= Australian Plague Locust Commission =

Australian government agency

The Australian Plague Locust Commission (APLC) is a joint venture of the Australian Government and the member states of New South Wales, Victoria, South Australia and Queensland, created in 1974 to manage outbreaks of the Australian plague locust, the spur-throated locust and the migratory locust in eastern Australia. With 19 staff members at its headquarters in Canberra and field offices in Narromine, Broken Hill and Longreach, it is jointly funded by the Commonwealth government and by the Australian states of New South Wales, Victoria, South Australia and Queensland.

==Activities==
The APLC conducts regular surveys of locust populations and migrations and carries out control of locust outbreaks by means of aerial application of pesticides; traditionally these were chemicals, but more recently APLC has been a major contributor to the development of a biological pesticide in collaboration with CSIRO and LUBILOSA scientists. It also conducts educational outreach and training courses for landowners, businesses, and local governments, including international consulting work in Asia, Africa and South America.

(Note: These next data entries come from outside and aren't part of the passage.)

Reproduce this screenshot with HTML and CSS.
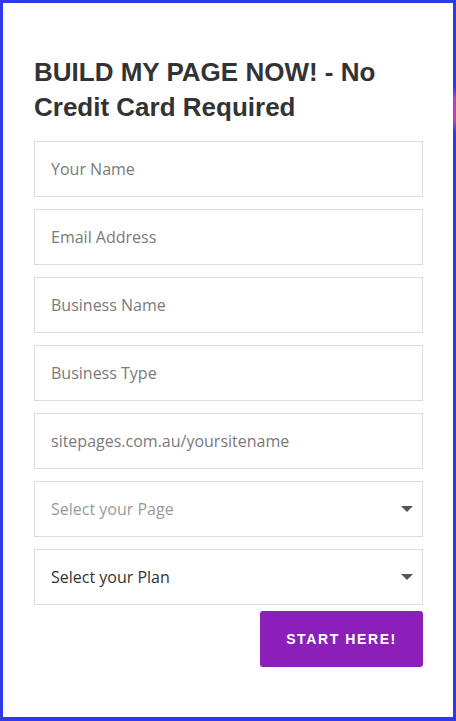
FILE: index.html
```html
<!DOCTYPE html>
<html lang="en">
<head>
<meta charset="utf-8">
<title>Build My Page Now</title>
<link rel="stylesheet" href="styles.css">
</head>
<body>
<div class="frame">
  <span class="edge-glow"></span>
  <form class="signup">
    <h2 class="title">BUILD MY PAGE NOW! - No Credit Card Required</h2>
    <input class="field" type="text" placeholder="Your Name">
    <input class="field" type="email" placeholder="Email Address">
    <input class="field" type="text" placeholder="Business Name">
    <input class="field" type="text" placeholder="Business Type">
    <input class="field" type="text" placeholder="sitepages.com.au/yoursitename">
    <div class="select-wrap">
      <select class="field select placeholder">
        <option>Select your Page</option>
      </select>
      <span class="caret"></span>
    </div>
    <div class="select-wrap">
      <select class="field select">
        <option>Select your Plan</option>
      </select>
      <span class="caret"></span>
    </div>
    <div class="actions">
      <button class="submit" type="button">START HERE!</button>
    </div>
  </form>
</div>
</body>
</html>
```
FILE: styles.css
```css
html, body {
  margin: 0;
  padding: 0;
  background: #2f3ae9;
}
body {
  padding: 3px 3px 4px 3px;
  height: 721px;
  box-sizing: border-box;
}
.frame {
  position: relative;
  background: #ffffff;
  height: 714px;
  box-sizing: border-box;
  padding: 52px 30px 0 31px;
}
.edge-glow {
  position: absolute;
  right: -3px;
  top: 85px;
  width: 3px;
  height: 44px;
  background: linear-gradient(180deg, rgba(220,60,190,0) 0%, rgba(220,60,190,0.85) 25%, rgba(220,60,190,0.85) 75%, rgba(220,60,190,0) 100%);
}
.signup {
  display: flex;
  flex-direction: column;
  gap: 12px;
  margin: 0;
}
.title {
  margin: 0 0 4px 0;
  font-family: "Liberation Sans", Arial, sans-serif;
  font-weight: bold;
  font-size: 26px;
  line-height: 35px;
  color: #333333;
}
.field {
  display: block;
  width: 100%;
  height: 56px;
  box-sizing: border-box;
  border: 1px solid #dddddd;
  border-radius: 0;
  background: #ffffff;
  padding: 0 16px;
  margin: 0;
  font-family: "Open Sans", sans-serif;
  font-size: 16px;
  color: #333333;
  outline: none;
}
.field::placeholder {
  color: #7a7a7a;
  opacity: 1;
}
.select-wrap {
  position: relative;
}
.select {
  appearance: none;
  -webkit-appearance: none;
  color: #333333;
}
.select.placeholder {
  color: #9a9a9a;
}
.caret {
  position: absolute;
  right: 10px;
  top: 25px;
  width: 0;
  height: 0;
  border-left: 6px solid transparent;
  border-right: 6px solid transparent;
  border-top: 6px solid #555555;
  pointer-events: none;
}
.actions {
  display: flex;
  justify-content: flex-end;
  margin-top: -6px;
}
.submit {
  width: 163px;
  height: 56px;
  border: none;
  border-radius: 3px;
  background: #8c1fba;
  color: #ffffff;
  font-family: "Liberation Sans", Arial, sans-serif;
  font-weight: bold;
  font-size: 14px;
  letter-spacing: 1.6px;
  cursor: pointer;
}
```
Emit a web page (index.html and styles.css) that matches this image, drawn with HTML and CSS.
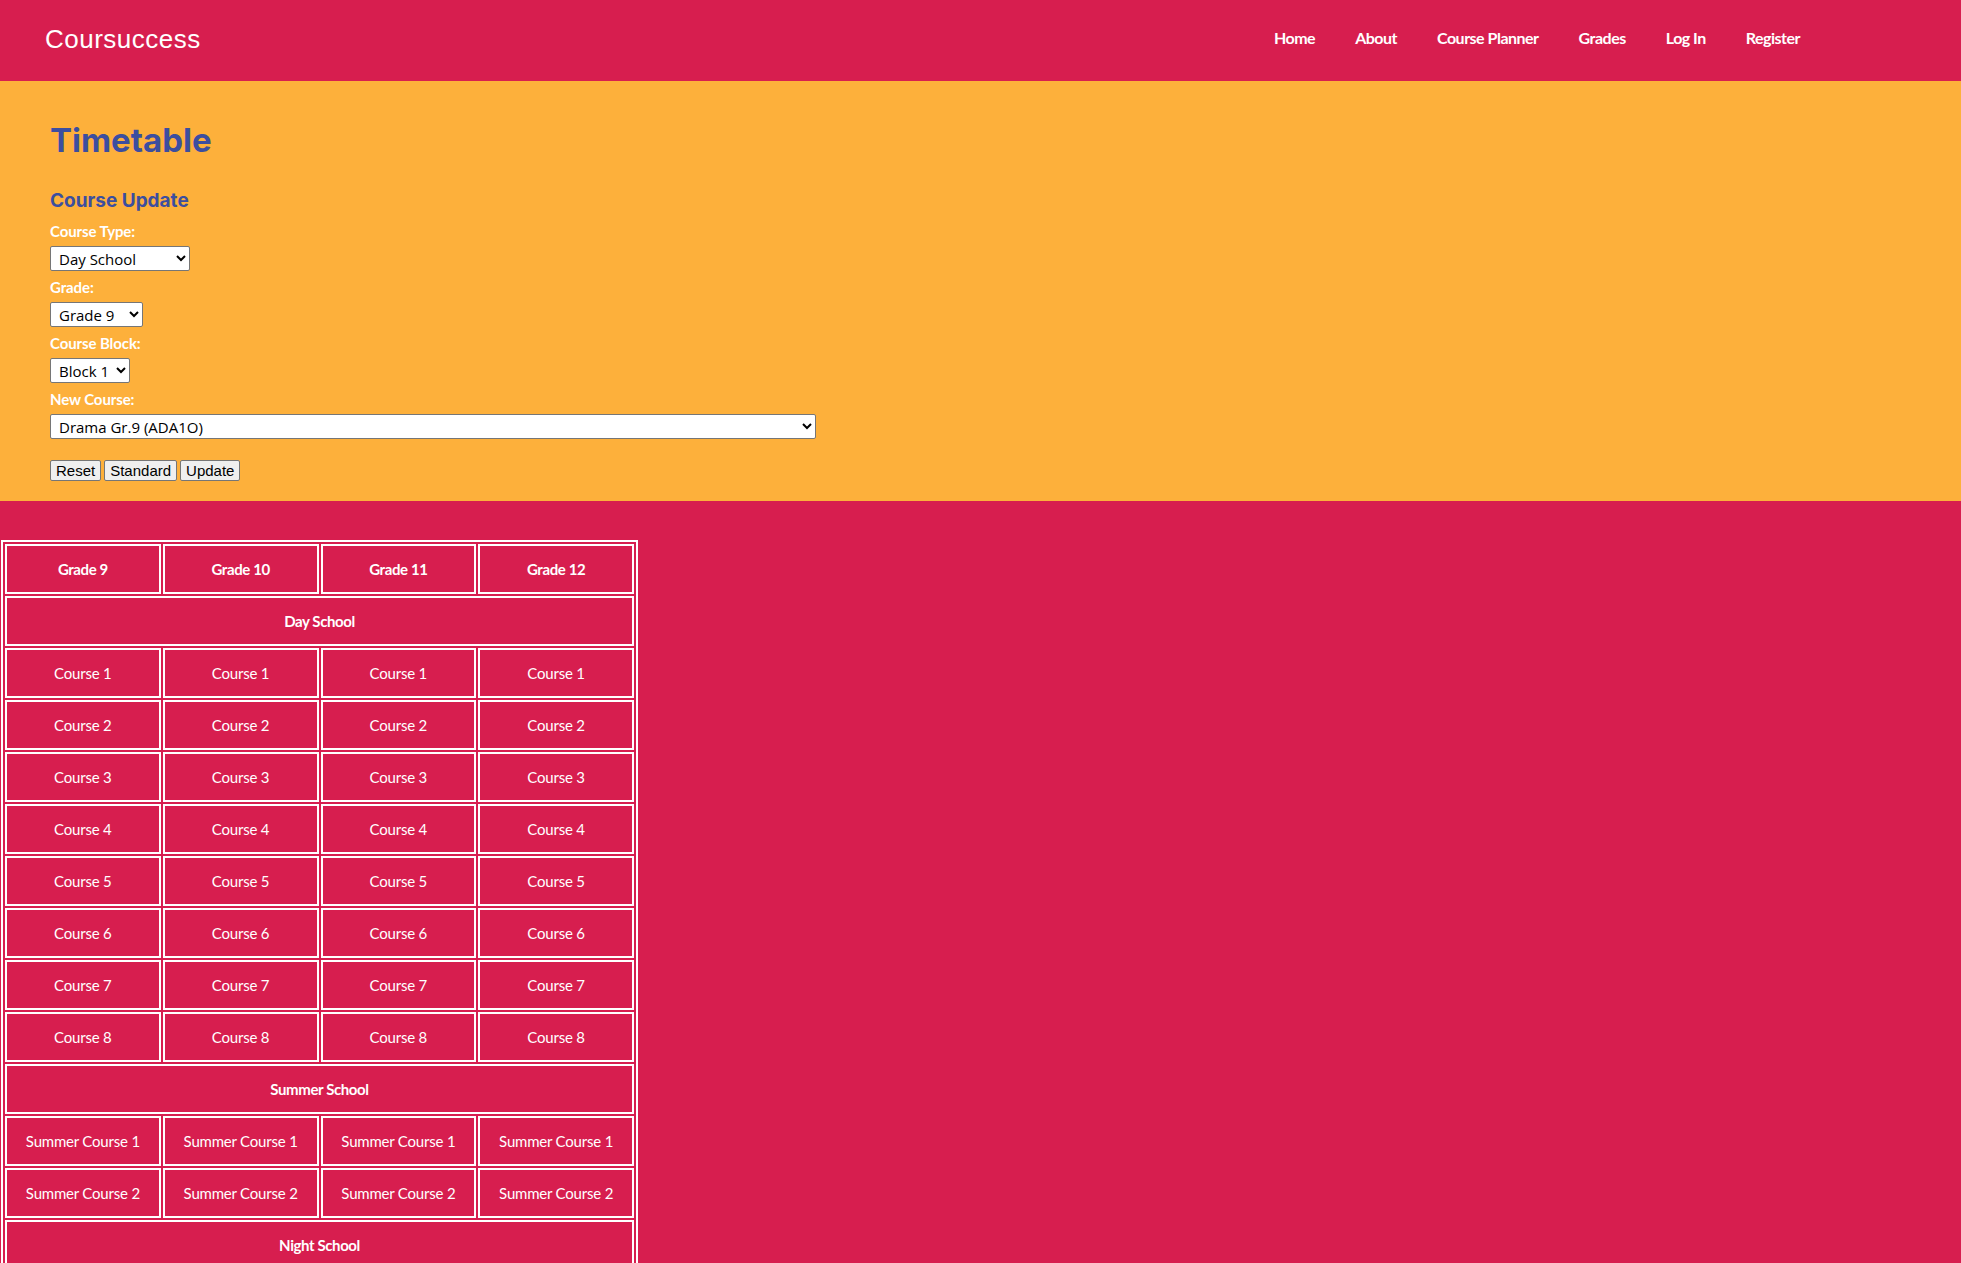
FILE: index.html
```html
<!DOCTYPE html>
<html lang="en">
<head>
<meta charset="utf-8">
<title>Coursuccess - Timetable</title>
<link rel="stylesheet" href="styles.css">
</head>
<body>
<header class="topbar">
  <a class="brand" href="#">Coursuccess</a>
  <nav class="nav">
    <a href="#">Home</a>
    <a href="#">About</a>
    <a href="#">Course Planner</a>
    <a href="#">Grades</a>
    <a href="#">Log In</a>
    <a href="#">Register</a>
  </nav>
</header>

<section class="panel">
  <h1 class="title">Timetable</h1>
  <h2 class="subtitle">Course Update</h2>
  <form class="form">
    <label class="label" for="type">Course Type:</label>
    <select id="type" class="sel sel-type"><option>Day School</option><option>Summer School</option><option>Night School</option></select>
    <label class="label" for="grade">Grade:</label>
    <select id="grade" class="sel sel-grade"><option>Grade 9</option><option>Grade 10</option><option>Grade 11</option><option>Grade 12</option></select>
    <label class="label" for="block">Course Block:</label>
    <select id="block" class="sel sel-block"><option>Block 1</option><option>Block 2</option></select>
    <label class="label" for="course">New Course:</label>
    <select id="course" class="sel sel-course"><option>Drama Gr.9 (ADA1O)</option></select>
    <div class="buttons">
      <button type="button" class="btn">Reset</button>
      <button type="button" class="btn">Standard</button>
      <button type="button" class="btn">Update</button>
    </div>
  </form>
</section>

<table class="tt">
  <tr class="head"><td>Grade 9</td><td>Grade 10</td><td>Grade 11</td><td>Grade 12</td></tr>
  <tr class="head"><td colspan="4">Day School</td></tr>
  <tr><td>Course 1</td><td>Course 1</td><td>Course 1</td><td>Course 1</td></tr>
  <tr><td>Course 2</td><td>Course 2</td><td>Course 2</td><td>Course 2</td></tr>
  <tr><td>Course 3</td><td>Course 3</td><td>Course 3</td><td>Course 3</td></tr>
  <tr><td>Course 4</td><td>Course 4</td><td>Course 4</td><td>Course 4</td></tr>
  <tr><td>Course 5</td><td>Course 5</td><td>Course 5</td><td>Course 5</td></tr>
  <tr><td>Course 6</td><td>Course 6</td><td>Course 6</td><td>Course 6</td></tr>
  <tr><td>Course 7</td><td>Course 7</td><td>Course 7</td><td>Course 7</td></tr>
  <tr><td>Course 8</td><td>Course 8</td><td>Course 8</td><td>Course 8</td></tr>
  <tr class="head"><td colspan="4">Summer School</td></tr>
  <tr><td>Summer Course 1</td><td>Summer Course 1</td><td>Summer Course 1</td><td>Summer Course 1</td></tr>
  <tr><td>Summer Course 2</td><td>Summer Course 2</td><td>Summer Course 2</td><td>Summer Course 2</td></tr>
  <tr class="head"><td colspan="4">Night School</td></tr>
</table>
</body>
</html>
```

FILE: styles.css
```css
html, body {
  margin: 0;
  padding: 0;
}
body {
  background: #d71e4f;
  font-family: "Lato", "Liberation Sans", sans-serif;
  color: #fff;
}
a { color: #fff; text-decoration: none; }

.topbar {
  height: 81px;
  box-sizing: border-box;
  display: flex;
  justify-content: space-between;
  align-items: flex-start;
  padding: 0 141px 0 45px;
}
.brand {
  font-family: "Liberation Sans", Arial, sans-serif;
  font-size: 26px;
  line-height: 30px;
  letter-spacing: 0.5px;
  margin-top: 24px;
}
.nav {
  display: flex;
  margin-top: 28px;
}
.nav a {
  font-family: "Lato", sans-serif;
  font-weight: 700;
  font-size: 16px;
  line-height: 20px;
  letter-spacing: -0.5px;
  padding: 0 20px;
}

.panel {
  background: #fdb03b;
  padding: 39px 50px 20px;
}
.title {
  margin: 0;
  font-family: "Inter", sans-serif;
  font-weight: 700;
  font-size: 33px;
  line-height: 40px;
  color: #3c4e9f;
}
.subtitle {
  margin: 29px 0 0;
  font-family: "Inter", sans-serif;
  font-weight: 700;
  font-size: 19px;
  line-height: 24px;
  color: #3c4e9f;
}
.form {
  margin-top: 8px;
  display: flex;
  flex-direction: column;
  align-items: flex-start;
}
.label {
  display: block;
  font-weight: 700;
  font-size: 15px;
  line-height: 20px;
  letter-spacing: -0.1px;
  margin-bottom: 5px;
}
.sel {
  display: block;
  box-sizing: border-box;
  height: 25px;
  margin: 0 0 6px;
  font-family: "Open Sans", "Noto Sans", sans-serif;
  font-size: 15px;
  color: #000;
  background: #fff;
  border: 1px solid #767676;
  border-radius: 2px;
  padding: 0 2px 0 4px;
}
.sel-type { width: 140px; }
.sel-grade { width: 93px; }
.sel-block { width: 80px; }
.sel-course { width: 766px; margin-bottom: 0; }

.buttons {
  display: flex;
  gap: 3px;
  margin-top: 21px;
}
.btn {
  box-sizing: border-box;
  height: 21px;
  padding: 0 5px;
  font-family: "Liberation Sans", Arial, sans-serif;
  font-size: 15px;
  line-height: 19px;
  color: #000;
  background: #efefef;
  border: 1px solid #767676;
  border-radius: 2px;
}

.tt {
  margin: 39px 0 0 1px;
  width: 637px;
  table-layout: fixed;
  border-collapse: separate;
  border-spacing: 2px;
  border: 2px solid #fff;
}
.tt td {
  height: 46px;
  padding: 0;
  border: 2px solid #fff;
  text-align: center;
  vertical-align: middle;
  font-family: "Lato", sans-serif;
  font-size: 15px;
  letter-spacing: -0.2px;
  color: #fff;
}
.tt .head td {
  font-weight: 700;
  letter-spacing: -0.4px;
}
```
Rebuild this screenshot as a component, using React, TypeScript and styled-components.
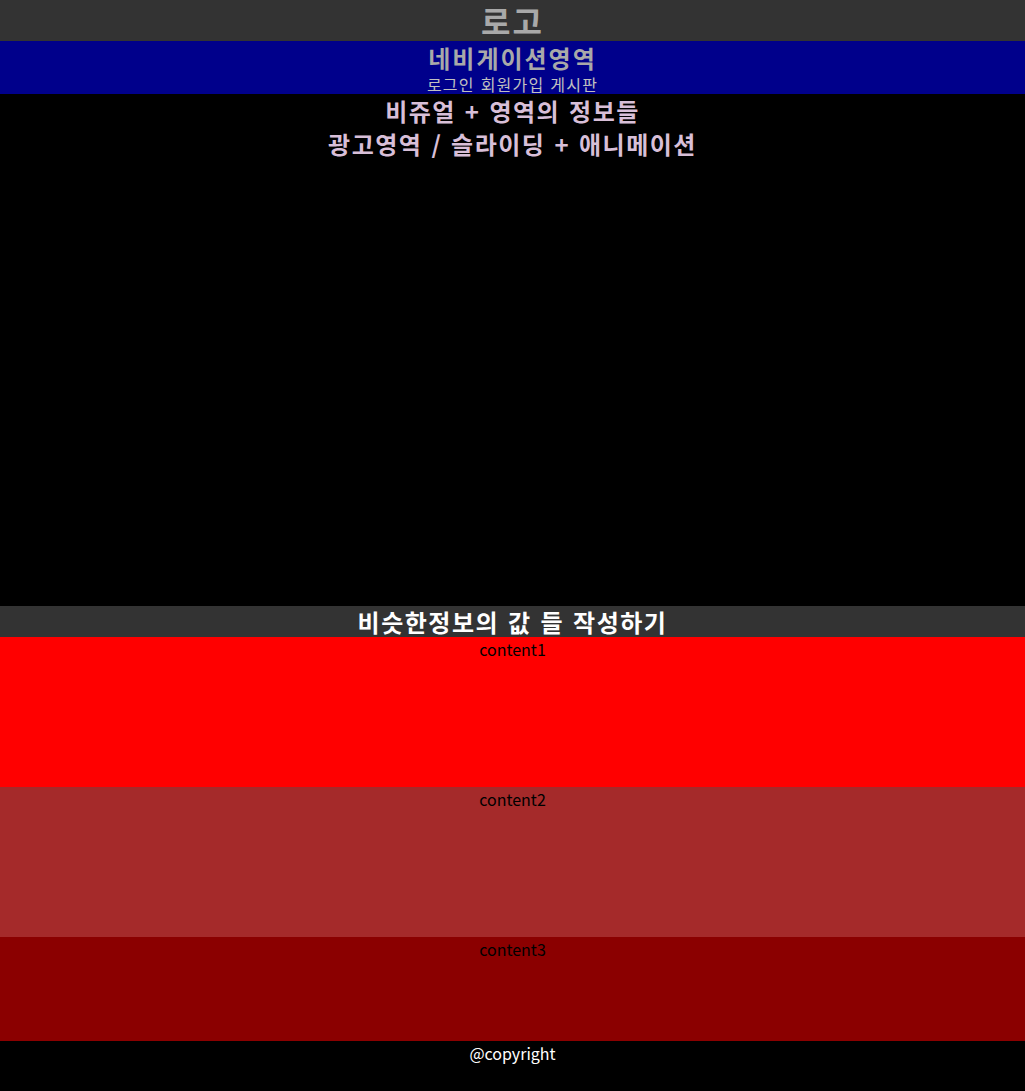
import React from "react";
import styled, { createGlobalStyle } from "styled-components";

const GlobalStyle = createGlobalStyle`
  html, body {
    margin: 0;
    padding: 0;
    background: #000;
  }
  body {
    font-family: "Noto Sans CJK KR", "Noto Sans", sans-serif;
  }
  * { box-sizing: border-box; }
`;

const Page = styled.div`
  display: flex;
  flex-direction: column;
  width: 100%;
`;

const Header = styled.header`
  background: #333333;
  height: 41px;
  display: flex;
  justify-content: center;
  align-items: center;
`;

const Logo = styled.h1`
  margin: 0;
  font-size: 32px;
  line-height: 41px;
  font-weight: 700;
  letter-spacing: 2px;
  color: #a9a9a9;
`;

const Nav = styled.nav`
  background: #00008b;
  height: 53px;
  display: flex;
  flex-direction: column;
  align-items: center;
`;

const NavTitle = styled.h2`
  margin: 0;
  font-size: 24px;
  line-height: 33px;
  font-weight: 700;
  letter-spacing: 2px;
  color: #a9a9a9;
`;

const NavLinks = styled.ul`
  margin: 0;
  padding: 0;
  list-style: none;
  display: flex;
  gap: 6px;
  font-size: 16px;
  line-height: 20px;
  letter-spacing: 1.2px;
  color: #c0c0c0;
`;

const NavItem = styled.li`
  margin: 0;
`;

const Visual = styled.section`
  background: #000;
  height: 512px;
  display: flex;
  flex-direction: column;
  align-items: center;
`;

const VisualText = styled.h2`
  margin: 0;
  font-size: 24px;
  line-height: 33px;
  font-weight: 700;
  letter-spacing: 1.5px;
  color: #d8bfd8;
  text-align: center;
  word-spacing: 2px;
`;

const SectionTitle = styled.h2`
  margin: 0;
  background: #333333;
  height: 31px;
  font-size: 24px;
  line-height: 31px;
  font-weight: 700;
  letter-spacing: 1.5px;
  color: #ffffff;
  text-align: center;
  word-spacing: 2px;
`;

const Content = styled.div<{ $bg: string; $h: number }>`
  background: ${(p) => p.$bg};
  height: ${(p) => p.$h}px;
  font-size: 16px;
  line-height: 24px;
  color: #000;
  text-align: center;
`;

const Footer = styled.footer`
  background: #000;
  height: 50px;
  font-size: 16px;
  line-height: 24px;
  color: #fff;
  text-align: center;
`;

export default function App() {
  return (
    <>
      <GlobalStyle />
      <Page>
        <Header>
          <Logo>로고</Logo>
        </Header>
        <Nav>
          <NavTitle>네비게이션영역</NavTitle>
          <NavLinks>
            <NavItem>로그인</NavItem>
            <NavItem>회원가입</NavItem>
            <NavItem>게시판</NavItem>
          </NavLinks>
        </Nav>
        <Visual>
          <VisualText>
            비쥬얼 + 영역의 정보들
            <br />
            광고영역 / 슬라이딩 + 애니메이션
          </VisualText>
        </Visual>
        <SectionTitle>비슷한정보의 값 들 작성하기</SectionTitle>
        <Content $bg="#ff0000" $h={150}>content1</Content>
        <Content $bg="#a52a2a" $h={150}>content2</Content>
        <Content $bg="#8b0000" $h={104}>content3</Content>
        <Footer>@copyright</Footer>
      </Page>
    </>
  );
}
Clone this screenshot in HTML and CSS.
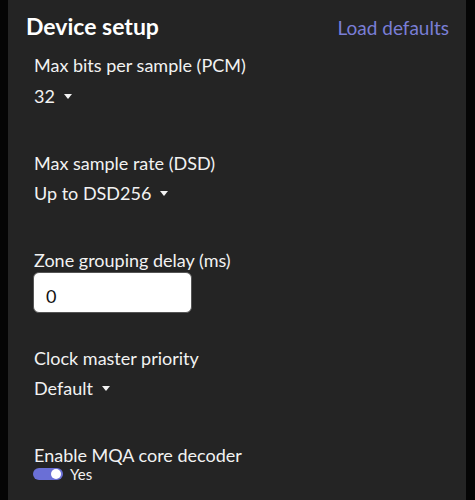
FILE: index.html
```html
<!DOCTYPE html>
<html>
<head>
<meta charset="utf-8">
<link rel="stylesheet" href="styles.css">
</head>
<body>
<div class="panel">
  <div class="header">
    <h1 class="title">Device setup</h1>
    <a class="link">Load defaults</a>
  </div>
  <div class="fields">
    <div class="field">
      <div class="label">Max bits per sample (PCM)</div>
      <div class="select"><span>32</span><span class="caret"></span></div>
    </div>
    <div class="field">
      <div class="label">Max sample rate (DSD)</div>
      <div class="select"><span>Up to DSD256</span><span class="caret"></span></div>
    </div>
    <div class="field">
      <div class="label">Zone grouping delay (ms)</div>
      <div class="input">0</div>
    </div>
    <div class="field">
      <div class="label">Clock master priority</div>
      <div class="select"><span>Default</span><span class="caret"></span></div>
    </div>
    <div class="field">
      <div class="label">Enable MQA core decoder</div>
      <div class="toggle-row"><span class="toggle"><span class="knob"></span></span><span class="toggle-text">Yes</span></div>
    </div>
  </div>
</div>
</body>
</html>
```
FILE: styles.css
```css
html, body {
  margin: 0;
  padding: 0;
  background: #050505;
  height: 100%;
}
body {
  font-family: Lato, "Noto Sans", sans-serif;
  color: #f2f2f2;
}
.panel {
  margin-left: 8px;
  width: 458px;
  height: 500px;
  background: #242424;
  box-sizing: border-box;
  padding: 11px 17px 0 18px;
  overflow: hidden;
}
.header {
  display: flex;
  justify-content: space-between;
  align-items: baseline;
  height: 30px;
  margin-bottom: 12px;
}
.title {
  margin: 0;
  font-size: 23px;
  line-height: 30px;
  font-weight: 700;
  color: #ffffff;
}
.link {
  font-size: 19px;
  line-height: 30px;
  color: #7a7ed6;
}
.fields {
  padding-left: 7px;
}
.field {
  margin-bottom: 32.5px;
}
.label {
  font-size: 18px;
  line-height: 24px;
  padding-left: 1px;
}
.select {
  height: 41px;
  box-sizing: border-box;
  padding-top: 6.5px;
  display: flex;
  align-items: flex-start;
  font-size: 18px;
  line-height: 24px;
  padding-left: 1px;
}
.caret {
  width: 0;
  height: 0;
  border-left: 4.5px solid transparent;
  border-right: 4.5px solid transparent;
  border-top: 5px solid #f2f2f2;
  margin-left: 9px;
  margin-top: 10px;
}
.input {
  width: 159px;
  height: 41px;
  box-sizing: border-box;
  background: #ffffff;
  border: 1px solid #555555;
  border-radius: 6px;
  color: #111111;
  font-size: 18px;
  padding: 11px 0 0 12px;
  line-height: 24px;
}
.toggle-row {
  display: flex;
  align-items: center;
  height: 14px;
}
.toggle {
  width: 30px;
  height: 12px;
  border-radius: 6px;
  background: #6a6fd6;
  position: relative;
}
.knob {
  position: absolute;
  right: 2px;
  top: 1px;
  width: 10px;
  height: 10px;
  border-radius: 50%;
  background: #ffffff;
}
.toggle-text {
  font-size: 15px;
  margin-left: 7px;
  line-height: 14px;
}
```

Responsibility to control limited outbreaks of the pest species resides with the states. The APLC undertakes and coordinates activities when species migrate or have the potential to migrate across state borders and subsequently cause damage to agriculture in more than one of the member states. The establishment of the APLC allowed for the first use of remotely sensed data to forecast locust populations in Australia.

In 2010, the APLC together with the states identified the potential for a significant infestation of the Australian plague locust. A coordinated effort to minimise damage was undertaken. The activities were estimated to have saved $963 million from an expenditure of $50 million.